O Estadão: O governo terá
condições de dar continuidade às reformas?
Eduardo
Giannetti da Fonseca: O
governo já esteve em condições melhores de aprovar a agenda de reformas. Quanto
mais o tempo passa, menos ele fica operacional. Ficou mais complexo daqui para
frente.
O Estadão: Está mais vulnerável?
Eduardo
Giannetti da Fonseca: Sim.
E ele está buscando se reagrupar para reconstituir os mecanismos de sustentação
do Congresso Nacional. Mas o risco está em um cenário do salve-se quem puder,
em que o Congresso passa a ser muito mais regido pela lógica da sobrevivência a
qualquer preço do que uma agenda de reformas que também pode ter custos
eleitorais mais à frente.
O Estadão: Mas a equipe econômica
está empenhada em fazer os ajustes.
Eduardo
Giannetti da Fonseca: Por
mais crítico que se seja ao governo Temer, ele acertou na área econômica. Não
só no Ministério da Fazenda, como nas estatais brasileiras, BNDES, Banco
Central e com uma agenda correta, baseada na “Uma ponte para o futuro”.
O Estadão: Mas há risco
sistêmico?
Eduardo
Giannetti da Fonseca: A
economia está esboçando reação. Provavelmente, estamos saindo neste primeiro
trimestre de uma sequência de 11 trimestres de PIB negativo. Uma pena que uma
tempestade política coloque em risco essa recuperação. Institucionalmente, para
o Brasil, o mais importante é que esse movimento de apuração se complete. Seria
um enorme retrocesso se, em nome de qualquer pretexto, houvesse um conluio de
acordo para terminar esse processo tão doloroso que é o da apuração e da punição.
O que vai causar prejuízo econômico é a paralisia do governo.
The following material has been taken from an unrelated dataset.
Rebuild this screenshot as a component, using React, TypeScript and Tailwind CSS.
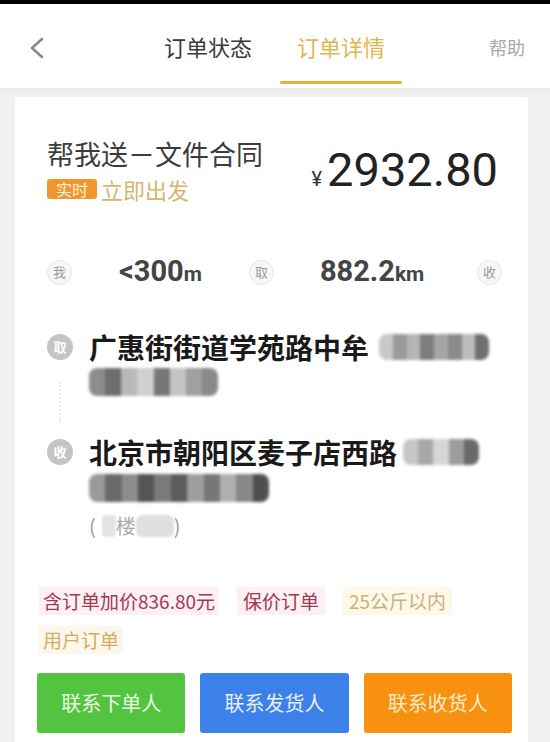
const cn = '"Noto Sans CJK SC", "Noto Sans", sans-serif';

function Mosaic({ cells, className }: { cells: string[]; className: string }) {
  return (
    <span className={`inline-flex overflow-hidden rounded-[8px] blur-[1.5px] ${className}`}>
      {cells.map((c, i) => (
        <span key={i} className={`h-full flex-1 ${c}`} />
      ))}
    </span>
  );
}

function Dot({ label, filled }: { label: string; filled?: boolean }) {
  return filled ? (
    <span className="flex h-[26px] w-[26px] shrink-0 items-center justify-center rounded-full bg-[#c4c4c4] text-[13px] font-bold text-white">
      {label}
    </span>
  ) : (
    <span className="flex h-[25px] w-[25px] shrink-0 items-center justify-center rounded-full border border-[#e6e6e6] bg-[#f7f7f7] text-[13px] text-[#9a9a9a]">
      {label}
    </span>
  );
}

export default function App() {
  return (
    <div
      className="flex h-[742px] w-[550px] flex-col overflow-hidden bg-[#f1f1f1]"
      style={{ fontFamily: cn }}
    >
      <div className="h-[4px] shrink-0 bg-black" />

      {/* header */}
      <header className="flex h-[84px] shrink-0 items-stretch bg-white shadow-[0_2px_4px_rgba(0,0,0,0.04)]">
        <div className="flex w-[164px] items-start pl-[28px] pt-[33px]">
          <svg width="18" height="22" viewBox="0 0 18 22" fill="none">
            <path d="M14 2 L4 11 L14 20" stroke="#8a8a8a" strokeWidth="2.6" strokeLinecap="round" strokeLinejoin="round" />
          </svg>
        </div>
        <div className="pt-[27px] text-[22px] leading-[30px] text-[#3a3a3a]">订单状态</div>
        <div className="ml-[28px] flex w-[122px] flex-col items-center">
          <div className="pt-[27px] text-[22px] leading-[30px] text-[#e2b64f]">订单详情</div>
          <div className="mb-[4px] mt-auto h-[3px] w-full rounded-full bg-[#e0b243]" />
        </div>
        <div className="ml-auto pr-[25px] pt-[30px] text-[18px] leading-[26px] text-[#a8a8a8]">帮助</div>
      </header>

      {/* card */}
      <main className="ml-[15px] mt-[9px] flex w-[513px] flex-1 flex-col rounded-t-[3px] bg-white px-[32px]">
        <section className="flex items-start justify-between pt-[40px]">
          <div>
            <div className="text-[27px] leading-[34px] text-[#3c3c3c]">帮我送－文件合同</div>
            <div className="mt-[5px] flex items-center gap-[4px]">
              <span className="rounded-[3px] bg-[#f0962c] px-[9px] text-[16px] leading-[20px] text-[#fff1dc]">实时</span>
              <span className="text-[22px] leading-[26px] text-[#d6b56c]">立即出发</span>
            </div>
          </div>
          <div className="mr-[-2px] mt-[6px] flex items-baseline" style={{ fontFamily: 'Roboto, "Liberation Sans", sans-serif' }}>
            <span className="mr-[5px] text-[20px] text-[#333]">¥</span>
            <span className="text-[47px] leading-[54px] text-[#222]">2932.80</span>
          </div>
        </section>

        <section className="mt-[53px] flex items-center" style={{ fontFamily: 'Roboto, "Noto Sans CJK SC", sans-serif' }}>
          <Dot label="我" />
          <span className="ml-[47px] text-[29px] font-bold leading-[32px] text-[#444]">
            &lt;300<span className="text-[21px]">m</span>
          </span>
          <span className="ml-[47px]"><Dot label="取" /></span>
          <span className="ml-[46px] text-[29px] font-bold leading-[32px] text-[#444]">
            882.2<span className="text-[21px]">km</span>
          </span>
          <span className="ml-auto mr-[-6px]"><Dot label="收" /></span>
        </section>

        <section className="mt-[40px] flex flex-col">
          <div className="flex items-start gap-[16px]">
            <div className="flex flex-col items-center pt-[4px]">
              <Dot label="取" filled />
              <div className="mt-[22px] h-[40px] border-l-2 border-dotted border-[#ececec]" />
            </div>
            <div className="flex flex-col">
              <div className="flex items-center text-[28px] font-bold leading-[34px] text-[#1a1a1a]">
                广惠街街道学苑路中牟
                <Mosaic className="ml-[10px] h-[26px] w-[110px]" cells={["bg-[#c8c8c8]", "bg-[#9a9a9a]", "bg-[#b5b5b5]", "bg-[#7d7d7d]", "bg-[#a5a5a5]", "bg-[#8a8a8a]", "bg-[#bdbdbd]", "bg-[#6f6f6f]"]} />
              </div>
              <Mosaic className="mt-[4px] h-[28px] w-[129px]" cells={["bg-[#8c8c8c]", "bg-[#6e6e6e]", "bg-[#b8b8b8]", "bg-[#d0d0d0]", "bg-[#777]", "bg-[#c4c4c4]", "bg-[#a0a0a0]", "bg-[#8a8a8a]"]} />
            </div>
          </div>

          <div className="mt-[13px] flex items-start gap-[16px]">
            <div className="pt-[4px]">
              <Dot label="收" filled />
            </div>
            <div className="flex flex-col">
              <div className="flex items-center text-[28px] font-bold leading-[34px] text-[#1a1a1a]">
                北京市朝阳区麦子店西路
                <Mosaic className="ml-[6px] h-[26px] w-[76px]" cells={["bg-[#c6c6c6]", "bg-[#a8a8a8]", "bg-[#d6d6d6]", "bg-[#9c9c9c]", "bg-[#6a6a6a]"]} />
              </div>
              <Mosaic className="mt-[5px] h-[28px] w-[180px]" cells={["bg-[#9a9a9a]", "bg-[#6a6a6a]", "bg-[#8c8c8c]", "bg-[#555]", "bg-[#7a7a7a]", "bg-[#5c5c5c]", "bg-[#9e9e9e]", "bg-[#777]", "bg-[#b0b0b0]", "bg-[#888]", "bg-[#4f4f4f]"]} />
              <div className="mt-[11px] flex items-center text-[20px] leading-[26px] text-[#999]">
                (<span className="ml-[6px] h-[22px] w-[14px] rounded-[4px] bg-[#e4e4e4] blur-[1px]" />
                <span className="text-[#aaa]">楼</span>
                <span className="h-[22px] w-[38px] rounded-[6px] bg-[#e0e0e0] blur-[1px]" />)
              </div>
            </div>
          </div>
        </section>

        <section className="ml-[-8px] mt-[48px] flex flex-wrap gap-x-[18px] gap-y-[11px] text-[19px] leading-[28px]">
          <span className="bg-[#fdf0f2] px-[4px] text-[#a23a55]">含订单加价836.80元</span>
          <span className="bg-[#fdf0f2] px-[6px] text-[#a23a55]">保价订单</span>
          <span className="bg-[#fdf8e8] px-[6px] text-[#cdb07a]">25公斤以内</span>
          <span className="bg-[#fdf6ec] px-[4px] text-[#d4ad5c]">用户订单</span>
        </section>

        <section className="ml-[-10px] mr-[-16px] mt-[19px] flex gap-[15px] text-[20px]">
          <button className="h-[60px] flex-1 rounded-[3px] bg-[#53c43f] text-[#eafbe6]">联系下单人</button>
          <button className="h-[60px] flex-1 rounded-[3px] bg-[#3c80ea] text-[#e8f0ff]">联系发货人</button>
          <button className="h-[60px] flex-1 rounded-[3px] bg-[#f7910f] text-[#fde9c8]">联系收货人</button>
        </section>
      </main>
    </div>
  );
}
O Estadão: Como o sr. vê o
cenário eleitoral para 2018?
Eduardo
Giannetti da Fonseca: A
única coisa segura é que a expectativa sobre 2018 está mais aberta do que já
era porque os nomes que seriam competitivos e estariam concorrendo
provavelmente não chegam vivos até lá.
O Estadão: Os acordos de
leniência podem ser uma saída para o Brasil começar do zero?
Eduardo
Giannetti da Fonseca: Não
existe começar do zero. Mas você não pode condenar uma Petrobrás e outras
empresas pela má ação de parte da diretoria. O País perder as grandes
empreiteiras é ruim. Tem de investigar e punir, mas não confundir desmandos de
uma diretoria com a nação brasileira.
Fonte: O Estado de São Paulo (O Estadão), de 22/04/2017.